Thursday, July 5, 2012

Geese, Bollards, Heat and Physics


People don’t appreciate the little things. Take air conditioning, for instance.  Go five days without air conditioning during a heat wave in Washington DC.  It builds a hell of a lot more character than playing football.  Actually, that’s not true; it just makes you miserable, which come to think of it is exactly what football practice did for me back in high school.

Yesterday afternoon, the power was restored at the Rootchopper Institute by some utility workers from Illinois. I guess they have this derecho thing figured out west of the Appalachians, but the DC area has a power grid on a par with Havana.  I kept checking the temperature on our digital thermostat.  It took 3 hours for our air conditioning unit to lower the house temperature from 88 to 87 degrees. Ruh roh!  Between the still rising temperatures outside and the oppressive humidity, the air conditioner was doing everything it could just to stay even.  It’s sort of like the summer time version of shoveling snow in a blizzard.  You can kill yourself just keeping even with the snowfall. After several hours, the temperature outside and inside started to fall and I was able to sleep in my own bed for the first time in almost a week.  

For several days, I have had a craving for cereal and cold milk.  I eat cereal and cold milk for breakfast about 300 times a year.  It’s not a coincidence that the word “crack” appears in Cracklin Oat Bran. After eating a bowl this morning, I felt like Ewan MacGregor after he shot up in Trainspotting. I fell back in ecstasy and passed out.  When I came to, I jumped on Little Nellie and headed out into the swampy air for my bike commute.  

As long as I didn’t stop everything was copacetic.  I had to stop in Belle Haven Park, though, to document the geese herd.  This was no gaggle. It was a gaggle of gaggles. A metagaggle. Gagglegeddon.  Soon they will have to close the park to clear all the geese poo.  Ick.

I wonder if they are planning a takeover.


Bollards on Southern Side of Bridge
When I arrived at the Wilson Bridge Bollard farm, I stopped to take some pictures of the recent improvements. They painted lines to direct trail users through the bollards and put a yellow reflective band around the top of the bollards.  It was good that these bollards were in place because any southbound truck bomber had easy access to the underside of the bridge because the barrier gates were still not in place.  (I am not giving away any secret info to evil doers because the underside of the bridge has been unprotected since about 1960.)
Bollards on Northern Side of Bridge
As I rode through the north end of Old Town Alexandria, I heard a screech of tires. I looked to the intersection just ahead of me and there was a young man on a motor scooter who decided that it would be a good idea to come to a stop at a stop sign when the crosswalk was occupied by two elderly men walking and a third in a wheelchair.  If I had Mr. Fantastic’s powers, I would have used my stretchy arms to smack him upside the head. (Motor scooter boy, not wheelchair man.) Alas, instead I have the looks of the Thing and the only stretchy part of my anatomy is my waistline. I could have jumped off my bike and whacked him with my belly but I thought better of it. (I wonder if his helmet would have saved him.)

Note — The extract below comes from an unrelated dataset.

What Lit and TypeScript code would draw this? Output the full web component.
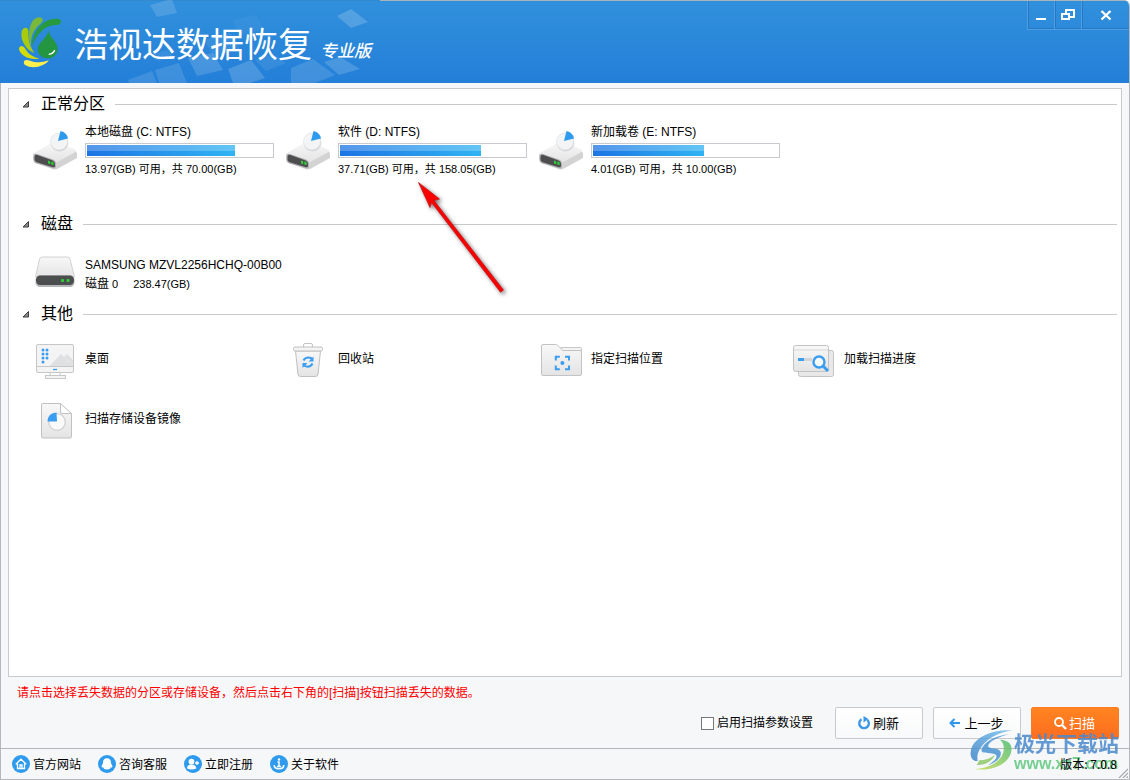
import { LitElement, html, css, svg } from "lit";
import { customElement, property } from "lit/decorators.js";

type IconName = "volume" | "disk" | "desktop" | "bin" | "folder" | "progress" | "image";

interface Volume {
  name: string;
  total: number;
  free: number;
}

const volumes: Volume[] = [
  { name: "本地磁盘 (C: NTFS)", total: 70, free: 13.97 },
  { name: "软件 (D: NTFS)", total: 158.05, free: 37.71 },
  { name: "新加载卷 (E: NTFS)", total: 10, free: 4.01 },
];

const others: { icon: IconName; label: string }[] = [
  { icon: "desktop", label: "桌面" },
  { icon: "bin", label: "回收站" },
  { icon: "folder", label: "指定扫描位置" },
  { icon: "progress", label: "加载扫描进度" },
  { icon: "image", label: "扫描存储设备镜像" },
];

const deviceIcons = {
  volume: svg`
    <path d="M0 24 20 13q2-1 4 0l18 8q2 1 2 3v4L25 38.500q-2 1.500-5 .8L3 33q-3-1.200-3-5z" fill="#d3d3d4"/>
    <path d="M1 23 21 11.500q1.500-.8 3.500 0L42 19.500q2.500 1 0 2.800L24.500 32Q22 33 19 32L2 26q-2.500-1.200-1-3z" fill="url(#top)"/>
    <path d="M.5 26.500q0-3.500 3.500-2.500l16 5.500q3 1.200 3 4.500v2.500q0 2.500-3 1.700L3.500 33.500Q.5 32.500.5 29.500z" fill="#b0b1b2"/>
    <path d="M1.500 27q0-3 3-2l14.500 5.200q3 1.200 3 4v1.500q0 2.200-3 1.400L4.500 32.500q-3-1-3-3.500z" fill="#4d4d4f"/>
    <path d="M15 30.500l2.200.7v3l-2.200-.7zM18.300 31.500l2.300.7v3l-2.300-.7z" fill="#2fce38"/>
    <ellipse cx="26.500" cy="13" rx="8.800" ry="8.500" fill="#cfd0d2" opacity=".8"/>
    <circle cx="26" cy="11.500" r="8.500" fill="#f3f4f5" stroke="#dcdddf" stroke-width=".6"/>
    <path d="M25 11 27.500 1q6.500 1.500 7.500 7.500z" fill="#2f9bee"/>`,
  disk: svg`
    <path d="M6.500 6q.7-2 3-2h24.500q2.500 0 3 2L41.500 24H2.500z" fill="url(#top)" stroke="#d2d2d3" stroke-width="1"/>
    <rect x="2.500" y="22.500" width="39" height="11.500" rx="4.500" fill="#b4b5b6"/>
    <rect x="3" y="22.500" width="38" height="9.500" rx="4.200" fill="#4c4d4f"/>
    <rect x="28" y="26" width="3" height="3" rx="1" fill="#2fce38"/>
    <rect x="33.500" y="26" width="3" height="3" rx="1" fill="#2fce38"/>`,
  desktop: svg`
    <rect x="3.500" y="6.500" width="37" height="28" rx="1.500" fill="#f4f4f5" stroke="#c6c7c9"/>
    <path d="M16 28.500 28 16l8 8 2-1 2 3v2.500zM31 19l3-3 6 6v4z" fill="#dfe0e2"/>
    <path d="M4 28.500h36M17 34.500v3.500h10v-3.500" fill="none" stroke="#c6c7c9"/>
    <rect x="12.500" y="37.500" width="20" height="3" fill="#f3f3f4" stroke="#c6c7c9"/>
    <path d="M20 31.500h4" stroke="#3a9df0" stroke-width="1.300"/>
    ${[12, 16, 20, 24].map((y) => svg`<circle cx="10" cy=${y} r="1.500" fill="#3a9df0"/>`)}
    ${[12, 16, 20].map((y) => svg`<circle cx="14" cy=${y} r="1.500" fill="#3a9df0"/>`)}`,
  bin: svg`
    <path d="M17.500 9V7q0-1.500 1.500-1.500h6q1.500 0 1.500 1.500v2" fill="none" stroke="#c2c3c5"/>
    <path d="M9.500 13 12 36.500q.3 2 2.500 2h15q2.200 0 2.500-2L34.500 13z" fill="url(#top)" stroke="#bfc0c2"/>
    <rect x="7.500" y="9" width="29" height="4" rx="1.500" fill="#f4f4f5" stroke="#bfc0c2"/>
    <path d="M17.500 22.500q1.500-3 5-3 2.500 0 4 2M26.500 25.500q-1.500 3.200-5 3.200-2.500 0-4-2" fill="none" stroke="#3a9df0" stroke-width="2"/>
    <path d="M27.500 18.500v5h-5zM16.500 30v-5h5z" fill="#3a9df0"/>`,
  folder: svg`
    <path d="M22 9.500h19q1.500 0 1.500 1.500v10h-20z" fill="#f4f4f5" stroke="#c6c7c9"/>
    <path d="M2.500 36.500V8q0-1.500 1.500-1.500h12.500q1.500 0 2.500 1.200L24 12.500h17q1.500 0 1.500 1.500v22q0 1.500-1.500 1.500H4q-1.500 0-1.500-1z" fill="url(#top)" stroke="#c2c3c5"/>
    <path d="M16.800 22.500v-3.700h4M26 18.800h4v3.700M30 27.500v3.700h-4M20.800 31.200h-4v-3.700" fill="none" stroke="#3a9df0" stroke-width="2"/>
    <circle cx="23.400" cy="25" r="2" fill="#3a9df0"/>`,
  progress: svg`
    <rect x="6.500" y="12.500" width="35" height="26" rx="2" fill="#e8e8e9" stroke="#c2c3c5"/>
    <rect x="1.500" y="7.500" width="35" height="26" rx="2" fill="url(#top)" stroke="#c2c3c5"/>
    <path d="M2 12h34" stroke="#d6d7d9"/>
    <path d="M6 21.500h6" stroke="#3a9df0" stroke-width="3"/>
    <path d="M12 21.500h8" stroke="#d3d4d6" stroke-width="3"/>
    <circle cx="27" cy="24" r="5.500" fill="#f8fafc" stroke="#3a9df0" stroke-width="2.400"/>
    <path d="M31 28l5 5" stroke="#3a9df0" stroke-width="3"/>`,
  image: svg`
    <path d="M10 5.500h17L38.500 16v22.500q0 1.500-1.500 1.500H10q-1.500 0-1.500-1.500V7q0-1.500 1.500-1.500z" fill="url(#top)" stroke="#bfc0c2"/>
    <path d="M27.500 5.500v8.500q0 1.500 1.500 1.500h9.500z" fill="#fff" stroke="#bfc0c2"/>
    <circle cx="24" cy="24" r="8.300" fill="#fafafb" stroke="#cfd0d2" stroke-width="1.300"/>
    <path d="M24 23.500h-9.500q.3-8.500 9-9z" fill="#3a9df0"/>`,
};

@customElement("device-icon")
export class DeviceIcon extends LitElement {
  @property() name: IconName = "volume";

  static styles = css`
    :host { display: block; flex: none; }
    .glyph { display: block; width: 44px; height: 42px; }
  `;

  render() {
    return html`<svg class="glyph" viewBox="0 0 44 42" aria-hidden="true">
      <defs>
        <linearGradient id="top" x1="0" y1="0" x2="0" y2="1">
          <stop offset="0" stop-color="#f8f8f8" />
          <stop offset="1" stop-color="#e4e4e5" />
        </linearGradient>
      </defs>
      ${deviceIcons[this.name]}
    </svg>`;
  }
}

@customElement("device-section")
export class DeviceSection extends LitElement {
  @property() heading = "";

  static styles = css`
    :host { display: block; }
    .heading {
      display: flex;
      align-items: center;
      height: 25px;
      margin: 0;
      padding: 0 4px 0 13px;
      font-size: 16px;
      font-weight: 400;
      line-height: 22px;
    }
    .toggle {
      display: flex;
      align-items: center;
      gap: 11px;
      padding: 0 0 2px;
      border: 0;
      background: none;
      color: #000;
      font: inherit;
    }
    .marker { display: block; width: 8px; height: 8px; }
    .rule { flex: 1; height: 1px; margin-left: 10px; background: #c9c9cb; }
    .grid {
      display: grid;
      grid-template-columns: repeat(auto-fill, 253px);
      padding-left: 24px;
    }
  `;

  render() {
    return html`
      <h2 class="heading">
        <button class="toggle" type="button" aria-expanded="true">
          <svg class="marker" viewBox="0 0 8 8" aria-hidden="true">
            <path d="M6.500 1.500V7H1z" fill="#8a8a8a" stroke="#3e3e3e" />
          </svg>
          ${this.heading}
        </button>
        <span class="rule"></span>
      </h2>
      <div class="grid"><slot></slot></div>
    `;
  }
}

const footLinks = [
  {
    label: "官方网站",
    glyph: svg`<path d="M3.800 9.200 9 4.200l5.200 5M5.500 8.500v5h7v-5M8 13.500V10h2v3.500" fill="none" stroke="#fff" stroke-width="1.300"/>`,
  },
  {
    label: "咨询客服",
    glyph: svg`<path d="M9 3.300c3 0 4 2.200 4 4.500 0 1.500 1.400 2.200 1.400 3.700 0 1.200-1.400 1-1.700.7-.3 1.300-1.200 2.300-3.700 2.300s-3.400-1-3.700-2.300c-.3.300-1.700.5-1.700-.7C3.600 10 5 9.300 5 7.800c0-2.300 1-4.500 4-4.500z" fill="#fff"/>`,
  },
  {
    label: "立即注册",
    glyph: svg`<circle cx="7.500" cy="6.600" r="2.900" fill="#fff"/><path d="M3 13.600q0-4 4.500-4t4.800 4q-4.600 1.700-9.300 0z" fill="#fff"/><path d="M13 5.500v5M10.500 8h5" stroke="#2f9bee" stroke-width="3"/><path d="M13 6v4M11 8h4" stroke="#fff" stroke-width="1.300"/>`,
  },
  {
    label: "关于软件",
    glyph: svg`<circle cx="9" cy="4.500" r="1.200" fill="#fff"/><path d="M7.500 7H9v4.500M7 11.500h4" fill="none" stroke="#fff" stroke-width="1.500"/><path d="M4.200 10q0 3.800 4.800 3.800t4.800-3.800" fill="none" stroke="#fff" stroke-width="1.500"/>`,
  },
];

@customElement("app-root")
export class AppRoot extends LitElement {
  static styles = css`
    :host {
      display: block;
      background: #fff;
      color: #000;
      font: 12px/18px "Liberation Sans", "Noto Sans CJK SC", sans-serif;
    }
    * { box-sizing: border-box; }
    .window {
      position: relative;
      display: flex;
      flex-direction: column;
      min-height: 100vh;
      border: solid #b5b7ba;
      border-width: 0 1px 1px 0;
      border-top-right-radius: 6px;
      background: #f5f7f9;
      overflow: hidden;
    }
    .banner {
      position: relative;
      display: flex;
      align-items: center;
      height: 83px;
      padding-left: 18px;
      border-top: 1px solid #a9b3bc;
      background: linear-gradient(#3190dc, #237fd8);
      color: #fff;
    }
    .tiles { position: absolute; left: 0; top: -1px; width: 380px; height: 83px; }
    .logo { position: relative; width: 44px; height: 52px; }
    .brand {
      position: relative;
      display: flex;
      align-items: baseline;
      gap: 8px;
      margin: 8px 0 0 12px;
      font-family: "Noto Sans CJK SC", sans-serif;
      font-size: 34px;
      line-height: 48px;
      font-weight: 400;
    }
    .edition { font-size: 17px; font-style: italic; font-weight: 500; }
    .controls {
      display: flex;
      align-self: flex-start;
      height: 29px;
      margin-left: auto;
      border-bottom: 1px solid #4d9fe2;
      box-shadow: inset 0 -1px #2678c6;
    }
    .control {
      display: grid;
      place-items: center;
      width: 27px;
      padding: 0;
      border: 0;
      border-left: 1px solid #4d9fe2;
      background: none;
      box-shadow: inset 1px 0 #2678c6;
    }
    .control.close { width: 48px; }
    .control svg { display: block; width: 14px; height: 14px; }
    .body {
      display: flex;
      flex: 1;
      flex-direction: column;
      padding: 5px 7px 9px;
      border-left: 1px solid #b5b7ba;
    }
    .panel {
      position: relative;
      flex: 1;
      padding-top: 3px;
      border: 1px solid #c8cacd;
      background: #fff;
    }
    .volumes { padding-bottom: 34px; }
    .disks { padding-bottom: 7px; }
    .item {
      display: flex;
      align-items: center;
      gap: 8px;
      padding: 0;
      border: 0;
      background: none;
      color: #000;
      font: inherit;
      text-align: left;
    }
    .item.volume { padding-top: 6px; }
    .item.disk { padding-top: 16px; }
    .item.other { height: 60px; padding-top: 4px; }
    .lines { display: grid; gap: 2px; }
    .item.disk .lines { gap: 1px; }
    .small { font-size: 11px; }
    .serial { display: flex; gap: 3px; }
    .size { margin-left: 12px; }
    .meter {
      display: block;
      width: 189px;
      height: 15px;
      padding: 1px;
      border: 1px solid #c9cacf;
      background: #fff;
    }
    .fill {
      display: block;
      height: 11px;
      background:
        linear-gradient(rgba(255, 255, 255, 0.24) 50%, transparent 50%),
        linear-gradient(90deg, #1d74e4, #30b4f3);
    }
    .arrow {
      position: absolute;
      left: 400px;
      top: 86px;
      width: 110px;
      height: 126px;
      pointer-events: none;
    }
    .hint { margin: 7px 0 0; padding-left: 9px; color: #f00; }
    .actions {
      display: flex;
      align-items: center;
      justify-content: flex-end;
      gap: 10px;
      margin: 5px 3px 0 0;
    }
    .option { display: flex; align-items: center; gap: 3px; margin-right: 12px; }
    .check {
      appearance: none;
      width: 13px;
      height: 13px;
      margin: 0;
      border: 1px solid #777;
      background: #fff;
    }
    .action {
      display: flex;
      align-items: center;
      justify-content: center;
      gap: 2px;
      width: 88px;
      height: 32px;
      padding: 0 2px 0 0;
      border: 1px solid #c8cacd;
      border-radius: 2px;
      background: linear-gradient(#fff, #f8f9fa);
      color: #000;
      font: 13px/18px "Noto Sans CJK SC", sans-serif;
    }
    .action.primary {
      border-color: #ff7b22;
      background: linear-gradient(#ff8420, #ff6d20);
      color: #fff;
    }
    .action svg { width: 14px; height: 14px; }
    .foot {
      display: flex;
      align-items: center;
      gap: 17px;
      height: 31px;
      padding: 0 12px 0 11px;
      border-top: 1px solid #b5b7ba;
      border-left: 1px solid #b5b7ba;
      font-family: "Noto Sans CJK SC", sans-serif;
    }
    .link {
      display: flex;
      align-items: center;
      gap: 3px;
      color: #000;
      text-decoration: none;
    }
    .link svg { width: 18px; height: 18px; }
    .version { position: relative; z-index: 1; margin-left: auto; }
    .grip { position: absolute; right: 1px; bottom: 1px; width: 10px; height: 10px; }
    .stamp {
      position: absolute;
      right: 10px;
      bottom: 6px;
      display: flex;
      align-items: center;
      pointer-events: none;
      opacity: 0.85;
    }
    .swirl { width: 44px; height: 44px; }
    .stamp-text { display: grid; font-family: "Noto Sans CJK SC", sans-serif; }
    .stamp-name { color: #4a8ace; font-size: 21px; line-height: 26px; font-weight: 700; }
    .stamp-site { color: #5fc87d; font: 700 16px/18px "Liberation Sans", sans-serif; }
  `;

  render() {
    return html`
      <div class="window">
        <header class="banner">
          <svg class="tiles" viewBox="0 0 380 83" aria-hidden="true">
            <path d="M0 0h380v1H0z" fill="#3388cf" />
            <g fill="#fff">
              <path d="M150 5 172-1l5 14-20 4z" opacity=".14" />
              <path d="M337 16 351 9l17 13-17 6z" opacity=".18" />
              <path d="M128 80l24-9 5 12h-28z" opacity=".12" />
              <path d="M155 70l24-7 8 20h-28z" opacity=".12" />
              <path d="M151 55l16-5 8 8-18 3z" opacity=".08" />
              <path d="M188 58l25-5 10 17-26 6z" opacity=".15" />
              <path d="M205 40l25-7 10 16-27 7z" opacity=".07" />
              <path d="M228 69l23-9 14 18-15 5h-17z" opacity=".17" />
              <path d="M255 60l18-6 13 9-20 8z" opacity=".08" />
              <path d="M291 68l22-9 22 16-20 8h-24z" opacity=".13" />
              <path d="M324 62l16-5 20 12-21 6z" opacity=".16" />
              <path d="M232 20l24-5 8 14-24 7z" opacity=".04" />
            </g>
          </svg>
          <svg class="logo" viewBox="54 48 132 156" aria-hidden="true">
            <path d="M96 138C99 90 130 55 170 56q14 1 13 11-2 9-18 8c-28 1-52 22-69 63z" fill="#27993e" />
            <path d="M93 138C82 112 86 62 110 53q13-4 18 4 3 8-11 18c-17 15-25 36-24 63z" fill="#79b839" />
            <path d="M103 159C78 150 58 118 66 91q4-10 14-7 6 3 5 16c0 24 6 42 18 59z" fill="#a8cb0e" />
            <path d="M118 176C90 181 61 168 57 147q0-9 9-9 7 1 12 12 12 20 40 26z" fill="#d2dc0b" />
            <path d="M147 181c-16 21-52 27-73 13q-6-8 1-13 5-3 15 1c20 7 36 6 57-1z" fill="#fbf04d" />
            <path d="M145 90c3 23 28 35 28 57 0 17-13 28-29 28s-31-10-31-27c0-22 30-32 32-58z" fill="#249642" />
            <path d="M146 163q15-2 18-13" fill="none" stroke="#fff" stroke-width="4" />
          </svg>
          <h1 class="brand">浩视达数据恢复<span class="edition">专业版</span></h1>
          <div class="controls">
            <button class="control" type="button" aria-label="最小化">
              <svg viewBox="0 0 14 14"><path d="M2 11h10" stroke="#fff" stroke-width="2" /></svg>
            </button>
            <button class="control" type="button" aria-label="还原">
              <svg viewBox="0 0 14 14">
                <path d="M5 6V2h8v7H9M1 6h7v5H1z" fill="none" stroke="#fff" stroke-width="2" />
              </svg>
            </button>
            <button class="control close" type="button" aria-label="关闭">
              <svg viewBox="0 0 14 14"><path d="M2.500 3l9 8.500M11.500 3l-9 8.500" stroke="#fff" stroke-width="2.400" /></svg>
            </button>
          </div>
        </header>

        <main class="body">
          <div class="panel">
            <device-section class="volumes" heading="正常分区">
              ${volumes.map(
                (v) => html`
                  <button class="item volume" type="button">
                    <device-icon name="volume"></device-icon>
                    <span class="lines">
                      <span>${v.name}</span>
                      <span class="meter">
                        <span class="fill" style="width: ${Math.round((1 - v.free / v.total) * 100)}%"></span>
                      </span>
                      <span class="small">${v.free.toFixed(2)}(GB) 可用，共 ${v.total.toFixed(2)}(GB)</span>
                    </span>
                  </button>
                `,
              )}
            </device-section>
            <device-section class="disks" heading="磁盘">
              <button class="item disk" type="button">
                <device-icon name="disk"></device-icon>
                <span class="lines">
                  <span>SAMSUNG MZVL2256HCHQ-00B00</span>
                  <span class="serial">
                    <span>磁盘</span><span class="small">0</span><span class="small size">238.47(GB)</span>
                  </span>
                </span>
              </button>
            </device-section>
            <device-section class="others" heading="其他">
              ${others.map(
                (o) => html`
                  <button class="item other" type="button">
                    <device-icon name=${o.icon}></device-icon>
                    <span>${o.label}</span>
                  </button>
                `,
              )}
            </device-section>
            <svg class="arrow" viewBox="0 0 110 126" aria-hidden="true">
              <defs>
                <filter id="shade" x="-20%" y="-20%" width="140%" height="140%">
                  <feDropShadow dx="2" dy="2" stdDeviation="2" flood-color="#000" flood-opacity=".55" />
                </filter>
              </defs>
              <path
                d="M9.500 7.500 30.500 24l-5.500 1.500L94.500 115l-3 2.200L22.500 27.500 21 32.500z"
                fill="#fb0606" stroke="#b01010" stroke-width=".7" filter="url(#shade)"
              />
            </svg>
          </div>
          <p class="hint">请点击选择丢失数据的分区或存储设备，然后点击右下角的[扫描]按钮扫描丢失的数据。</p>
          <div class="actions">
            <label class="option"><input class="check" type="checkbox" />启用扫描参数设置</label>
            <button class="action" type="button">
              <svg viewBox="0 0 14 14" aria-hidden="true">
                <path d="M4.500 3.300A4.800 4.800 0 1 0 10.500 4" fill="none" stroke="#3a97e8" stroke-width="2.400" />
                <path d="M6.500 0v6.500l5-3.600z" fill="#3a97e8" />
              </svg>
              刷新
            </button>
            <button class="action" type="button">
              <svg viewBox="0 0 14 14" aria-hidden="true">
                <path d="M12 7H3M6.500 3 2.500 7l4 4" fill="none" stroke="#2f97ee" stroke-width="2" />
              </svg>
              上一步
            </button>
            <button class="action primary" type="button">
              <svg viewBox="0 0 14 14" aria-hidden="true">
                <circle cx="6" cy="6" r="4" fill="none" stroke="#fff" stroke-width="1.800" />
                <path d="M9 9l4 4" stroke="#fff" stroke-width="2.400" />
              </svg>
              扫描
            </button>
          </div>
        </main>

        <footer class="foot">
          ${footLinks.map(
            (l) => html`<a class="link" href="#"
              ><svg viewBox="0 0 18 18" aria-hidden="true"><circle cx="9" cy="9" r="9" fill="#2f9bee" />${l.glyph}</svg
              >${l.label}</a
            >`,
          )}
          <span class="version">版本: 7.0.8</span>
        </footer>

        <div class="stamp">
          <svg class="swirl" viewBox="150 148 132 132" aria-hidden="true">
            <defs>
              <linearGradient id="blue" x1="1" y1="0" x2="0" y2="1">
                <stop offset="0" stop-color="#79c4ee" />
                <stop offset="1" stop-color="#3f83c9" />
              </linearGradient>
              <linearGradient id="green" x1="1" y1="0" x2="0" y2="1">
                <stop offset="0" stop-color="#4fbd74" />
                <stop offset="1" stop-color="#c8dc55" />
              </linearGradient>
            </defs>
            <path d="M280 152c-60-4-116 18-127 58-5 22 5 36 20 34-8-36 36-84 107-92z" fill="url(#blue)" />
            <path d="M268 164c-44 4-78 24-84 48 2 14 34 4 44 14 6 8-6 20-24 30 28-8 42-26 38-40-8-14-34-6-38-16 2-14 30-28 64-36z" fill="#4b95d2" />
            <path d="M240 180c30 2 40 18 32 42-12 34-60 54-108 46 44-2 78-22 86-50 4-16 0-30-10-38z" fill="url(#green)" />
            <path d="M178 242c16 0 34-6 46-16-6 18-30 32-54 30z" fill="#8fc96a" />
          </svg>
          <span class="stamp-text">
            <span class="stamp-name">极光下载站</span>
            <span class="stamp-site">www.xz7.com</span>
          </span>
        </div>
        <svg class="grip" viewBox="0 0 10 10" aria-hidden="true">
          <path d="M1 10 10 1M5 10l5-5M8.500 10 10 8.500" stroke="#a5a7aa" stroke-width="1.200" />
        </svg>
      </div>
    `;
  }
}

The rest of the ride in was blissfully uneventful.  There were not all that many people on the trail, but there were some Park Service folks cleaning up the debris left behind by the fireworks watchers.  I have to say that people seem to be getting much better at carrying out their trash. 

The ride home began with yet another saddle tweak.  It looks like my back likes the saddle level so that’s where it’s going to be set.  Once out of the garage at work I entered the blast furnace of this heat wave. Dang.  Fortunately the winds were tail and my legs were fresh so Little Nellie rolled smartly down river.

There was one incident that made my ride home remarkable. Just beyond the beltway, the Mount Vernon Trail runs right next to the George Washington Memorial Parkway. At one point it crosses an access for a condominium called Porto Vecchio.  There is a traffic light for bikes at this point and I had the green.  A car heading south on the Parkway to my right made a turn into Porto Vecchio directly across my path.  He also had a green light. I am pretty sure I had the right of way in this situation and I am also pretty sure the laws of physics were in his favor. I hit the brakes hard and yielded to the car.   

Beyond Porto Vecchio my bike and I were treated to a loverly ride in the shade.  I hardly noticed the heat until I pulled into my yard and stopped. Dang.